Galina Shebelkova, a pensioner from Siberia visiting the exhibit, expressed her admiration: “The country has begun to develop in the right way. It’s more beautiful, and more accessible than ever. And it’s all thanks to our president.” Additionally, the exhibit features representations from the four “new” Ukrainian regions claimed by Moscow in 2022, despite international condemnation and incomplete control over the territories.

In the section dedicated to occupied Donetsk, visitors are guided through a simulated coal mine narrating the region’s journey from perceived “oppression” under Ukraine to its pursuit of independence and subsequent “reunification” with Russia. The exhibit includes holographic tributes to separatist fighters killed in combat and a rose sculpture crafted from shrapnel. Anna Chochuia, a 22-year-old guide from Donetsk, emphasizes the emotional significance of joining Russia: “When Vladimir Putin recognized Donetsk, everyone had goosebumps. We finally gained our freedom.”

Conversely, at the Belgorod booth, a Russian region bordering Ukraine, where locals have faced attacks from Ukrainian forces, there is a sense of weariness regarding another year of conflict. Margarita Khokhlova, who works in local tourism, expressed a hope for peace, questioning the sustainability of continued conflict. Arteom Chistikov, a recent university graduate from Belgorod, lamented the perpetual cycle of violence between Russia and Ukraine, echoing a sentiment of exhaustion shared by many.

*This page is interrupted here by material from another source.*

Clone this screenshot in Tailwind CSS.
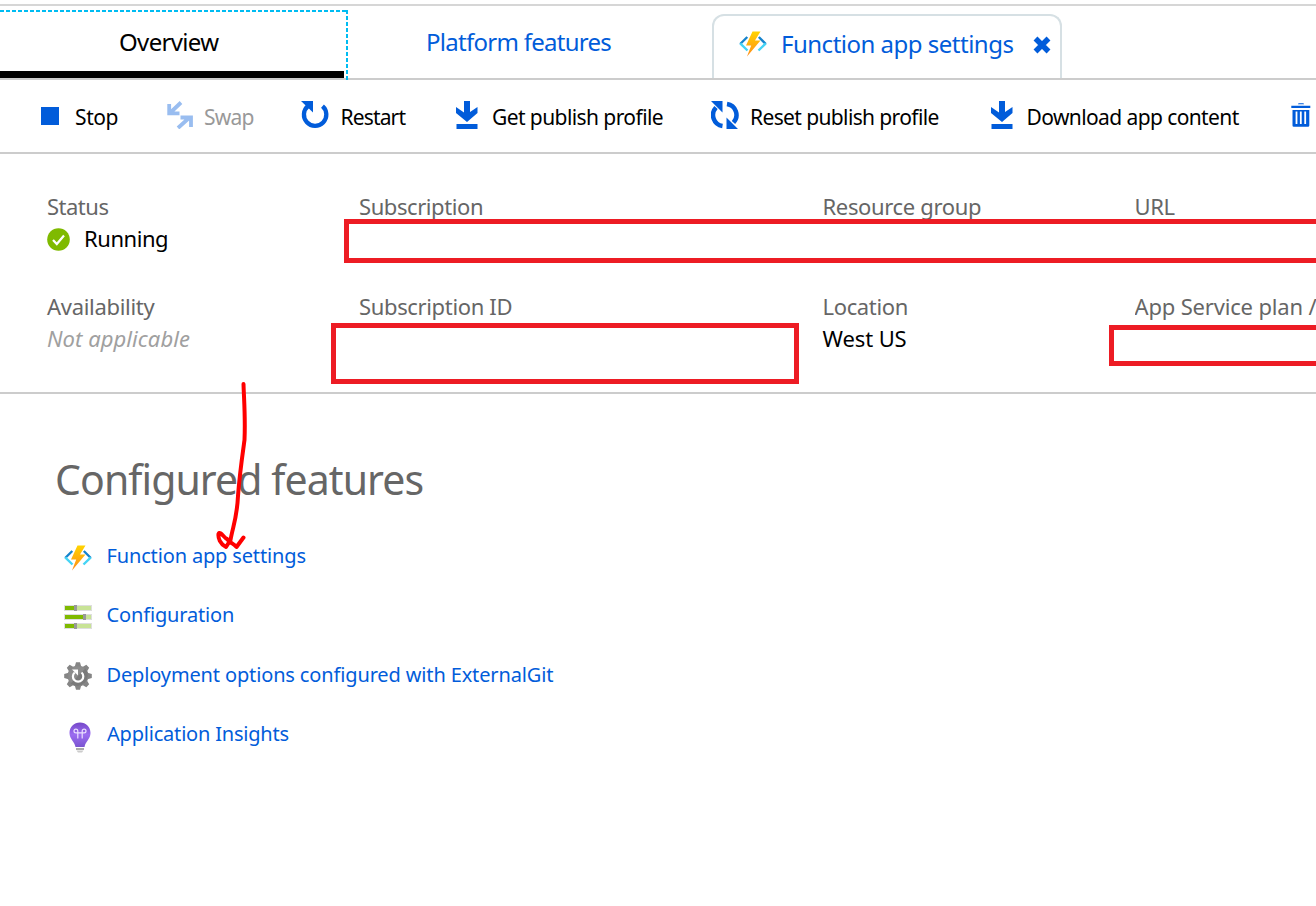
<!DOCTYPE html>
<html lang="en">
<head>
<meta charset="utf-8">
<title>Function app overview</title>
<script src="https://cdn.jsdelivr.net/npm/@tailwindcss/browser@4"></script>
</head>
<body class="relative h-[906px] w-[1316px] overflow-hidden bg-white font-['Noto_Sans','Open_Sans',sans-serif] whitespace-nowrap text-black">
<svg class="absolute h-0 w-0">
  <defs>
    <linearGradient id="bolt" x1="0" y1="0" x2="0" y2="1"><stop offset="0" stop-color="#ffd400"/><stop offset="1" stop-color="#ff8c1a"/></linearGradient>
    <linearGradient id="bulb" x1="0" y1="0" x2="0" y2="1"><stop offset="0" stop-color="#7549c9"/><stop offset=".5" stop-color="#9b6cf0"/><stop offset="1" stop-color="#7a55d0"/></linearGradient>
    <symbol id="fn" viewBox="0 0 28 26">
      <path d="M8.300 6 1.200 13M19.800 6l7 7" fill="none" stroke="#1683cc" stroke-width="2.400"/>
      <path d="M1.200 12.300 8.500 19.500M26.800 12.300 19.500 19.500" fill="none" stroke="#45d4f5" stroke-width="2.400"/>
      <path d="M13.500.5H21.500L16 9.500H21.500L8 25.500 12.200 14.500H7Z" fill="url(#bolt)"/>
    </symbol>
    <symbol id="download" viewBox="0 0 22 28">
      <path d="M8 0h6v11l7.500-5v6L11 21 0 12V6l8 5.500ZM.5 23h21v5H.5Z" fill="#015cda"/>
    </symbol>
  </defs>
</svg>
<div class="h-1.5 border-b-2 border-[#d6d6d6]"></div>
<nav class="flex h-[74px] border-b-2 border-[#ccc] text-[24px] leading-8 text-[#015cda]">
  <div class="relative h-[74px] w-[348px] pt-1">
    <svg class="absolute top-1 left-0 h-[70px] w-[348px]" fill="none" stroke="#00bcf2" stroke-width="2"><path d="M0 1H348" stroke-dasharray="4 2"/><path d="M347 0V70" stroke-dasharray="4 2"/></svg>
    <div class="h-[68px] w-[344px] border-b-[7px] border-black pt-[16px] pl-[119px] tracking-[-0.65px] text-black">Overview</div>
  </div>
  <div class="w-[364px] pt-5 pl-[78px] tracking-[-0.73px]">Platform features</div>
  <div class="mt-2 flex h-16 w-[350px] rounded-t-xl border-2 border-b-0 border-[#d6e0e4] pt-[12px] pl-[25px]">
    <svg class="mt-[3px] h-[26px] w-7"><use href="#fn"/></svg>
    <span class="w-[266px] pl-[14px] tracking-[-0.5px]">Function app settings</span>
    <svg class="mt-[8px] h-[18px] w-[18px]" viewBox="0 0 18 18"><path d="m2.500 2.500 13 13M15.500 2.500l-13 13" stroke="#015cda" stroke-width="5.500"/></svg>
  </div>
</nav>
<div class="flex h-[74px] items-start border-b-2 border-[#ccc] text-[21px] leading-8">
  <svg class="mt-[26.500px] ml-[41px] h-[18px] w-[18px]"><path d="M0 0H18V18H0Z" fill="#015cda"/></svg>
  <div class="mt-[21px] w-[108px] pl-4 tracking-[-0.4px]">Stop</div>
  <svg class="mt-[21px] h-7 w-[27px]" viewBox="0 0 27 28" fill="none" stroke="#99bdf0" stroke-width="3.800"><path d="M14 1.500 3.500 11.500M2.200 3V12.300H12.500M11 27 22 17M13.500 16.500H24V26"/></svg>
  <div class="mt-[21px] w-[107px] pl-[10px] tracking-[-0.8px] text-[#999]">Swap</div>
  <svg class="mt-[21px] h-7 w-7" viewBox="0 0 28 28"><path d="M21.500 5.200A11.200 11.200 0 1 1 7 5" fill="none" stroke="#015cda" stroke-width="4.300"/><path d="M0 0H12V11.500Z" fill="#015cda"/></svg>
  <div class="mt-[21px] w-[127px] pl-[11.500px] tracking-[-0.85px]">Restart</div>
  <svg class="mt-[21px] h-7 w-[22px]"><use href="#download"/></svg>
  <div class="mt-[21px] w-[233px] pl-[14px] tracking-[-0.58px]">Get publish profile</div>
  <svg class="mt-[21px] h-7 w-7" viewBox="0 0 28 28"><path d="M11.500 25A11.100 11.100 0 0 1 5 6.500M16 3A11.100 11.100 0 0 1 22.500 21.500" fill="none" stroke="#015cda" stroke-width="4.500"/><path d="M0 0H11.500V11.500ZM27 28H15.500V16.500Z" fill="#015cda"/></svg>
  <div class="mt-[21px] w-[252px] pl-[11px] tracking-[-0.62px]">Reset publish profile</div>
  <svg class="mt-[21px] h-7 w-[22px]"><use href="#download"/></svg>
  <div class="mt-[21px] w-[278px] pl-[13.500px] tracking-[-0.6px]">Download app content</div>
  <svg class="mt-[23px] h-6 w-5 shrink-0" viewBox="0 0 20 24"><path d="M7 1.200Q7 .3 8 .3h4q1 0 1 .9ZM.3 2.800H19.300V5H.3ZM1.500 7H18.300V22.500q0 1.300-1.300 1.300H2.800q-1.300 0-1.300-1.300Z" fill="#015cda"/><path d="M5.500 8.500V21M9.800 8.500V21M14.200 8.500V21" stroke="#fff" stroke-width="1.800"/></svg>
</div>
<section class="grid h-[240px] grid-cols-[312px_463.5px_312px_181px] grid-rows-[100px_100px] border-b-2 border-[#ccc] pt-[36px] pl-[47px] text-[22px] leading-8 tracking-[-0.35px]">
  <div>
    <div class="tracking-[-0.5px] text-[#666]">Status</div>
    <div class="flex"><svg class="mt-[6px] h-[23px] w-[23px]" viewBox="0 0 23 23"><circle cx="11.500" cy="11.500" r="11.300" fill="#7fba00"/><path d="m6 12 3.800 4L17 7.500" fill="none" stroke="#fff" stroke-width="2.200"/></svg><span class="pl-[14px] tracking-[-0.45px]">Running</span></div>
  </div>
  <div class="tracking-[-0.42px] text-[#666]">Subscription</div>
  <div class="text-[#666]">Resource group</div>
  <div class="text-[#666]">URL</div>
  <div>
    <div class="tracking-[-0.3px] text-[#666]">Availability</div>
    <div class="tracking-[0.06px] text-[#a0a0a0] italic">Not applicable</div>
  </div>
  <div class="text-[#666]">Subscription ID</div>
  <div>
    <div class="text-[#666]">Location</div>
    <div class="tracking-[-0.1px]">West US</div>
  </div>
  <div class="overflow-hidden tracking-[-0.17px] text-[#666]">App Service plan /</div>
</section>
<main class="pt-[60px] pl-[55px]">
  <h1 class="pt-px text-[41px] leading-12 tracking-[-0.92px] text-[#666]">Configured features</h1>
  <div class="mt-[23px] pl-[9px] text-[20px] tracking-[-0.15px] text-[#015cda]">
    <div class="flex h-[59.500px] items-center"><svg class="mt-1 h-[26px] w-7"><use href="#fn"/></svg><span class="pl-[14.500px]">Function app settings</span></div>
    <div class="flex h-[59.500px] items-center"><svg class="mt-1 h-6 w-7" viewBox="0 0 28 24"><path d="M0 0H28V6H0ZM0 9H28V15H0ZM0 18H28V24H0Z" fill="#dedede"/><path d="M1 1H27V5H1ZM1 10H27V14H1ZM1 19H27V23H1Z" fill="#c8e396"/><path d="M1 1H11V5H1ZM1 10H20V14H1ZM1 19H11V23H1Z" fill="#7fba00"/><path d="M10 0h3v6h-3ZM19 9h3v6h-3ZM10 18h3v6h-3Z" fill="#999"/></svg><span class="pl-[14.500px]">Configuration</span></div>
    <div class="flex h-[59.500px] items-center"><svg class="mt-[3px] h-7 w-7" viewBox="-14 -14 28 28"><circle r="10.500" fill="#8c8c8c"/><path id="tooth" d="M-3.200-9.500-2-13.800H2L3.200-9.500ZM-3.200 9.500-2 13.800H2L3.200 9.500ZM-9.500-3.200-13.800-2V2L-9.500 3.200ZM9.500-3.200 13.800-2V2L9.500 3.200Z" fill="#858585"/><use href="#tooth" transform="rotate(45)"/><path d="M-7.400 7.400 7.400-7.400A10.500 10.500 0 0 1-7.400 7.400Z" fill="#7a7a7a"/><path d="M3.500-3.500A5.200 5.200 0 1 1-3.300-3.500" fill="none" stroke="#fff" stroke-width="2.200"/><path d="M-6-6.500H0V-.5Z" fill="#fff"/></svg><span class="pl-[14.500px] tracking-[-0.14px]">Deployment options configured with ExternalGit</span></div>
    <div class="flex h-[59.500px] items-center"><svg class="mt-[6px] ml-[5px] h-[31px] w-[22px]" viewBox="0 0 22 31"><path d="M11 .5C5 .5.5 5 .5 11c0 6 5 8.500 6 14H15.500c1-5.500 6-8 6-14C21.500 5 17 .5 11 .5Z" fill="url(#bulb)"/><path d="M8.800 16.500V9A1.900 1.900 0 1 0 6.900 10.900H15.100A1.900 1.900 0 1 0 13.200 9V16.500" fill="none" stroke="#eadfff" stroke-width="1.200"/><path d="M7 26H15V28H7Z" fill="#aaa"/><path d="M7.500 28.500H14.500L13 30.500H9Z" fill="#ccc"/></svg><span class="pl-4 tracking-[-0.2px]">Application Insights</span></div>
  </div>
</main>
<div class="absolute top-[219px] right-[-5px] left-[344px] h-11 border-5 border-[#ed1c24] bg-white"></div>
<div class="absolute top-[323px] left-[331px] h-[61px] w-[468px] border-5 border-[#ed1c24] bg-white"></div>
<div class="absolute top-[325px] right-[-5px] left-[1109px] h-[41px] border-5 border-[#ed1c24] bg-white"></div>
<svg class="absolute top-[370px] left-[200px] h-[200px] w-20" fill="none" stroke="#f00" stroke-width="4" stroke-linecap="round" stroke-linejoin="round"><path d="M43.500 14C44 30 45.500 48 44.500 70C42 88 39.500 105 38 126C37 148 33 156 30.500 170L26 177C20 174 18 168 18.500 164C20 160 24 168 27 169C30 173 33 173 36.500 177L43.500 167.500"/></svg>
</body>
</html>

Despite the Kremlin’s assertions that the nation is unified in its support for the war, independent polls indicate that half of all Russians would endorse negotiations aimed at ending the fighting. Nonetheless, the decision regarding the war’s duration ultimately lies with President Putin. A wave of repressive legislation has effectively criminalized dissent against the war, resulting in thousands of arrests since its inception, according to local human rights organizations.

Prominent government critics and opponents have either been exiled, imprisoned, or faced worse fates. Yevgeny Prigozhin, leader of the Wagner Group of mercenaries critical of Russian military leadership’s handling of the conflict, died in a mysterious plane crash last August. His demise was followed by the arrest of other nationalist figures who criticized Putin’s management of the war. The recent death of opposition leader Alexei Navalny in a remote Arctic prison colony under dubious circumstances has further galvanized opposition to the invasion.

Pavel Inzhutov, 25, reflecting at a makeshift monument to Navalny in Moscow, expressed a loss of hope for a brighter future: “Who else can so clearly express the feelings of those of us who don’t agree with Putin or the war? I’d always held out hope for a brighter future. But now that hope is gone.”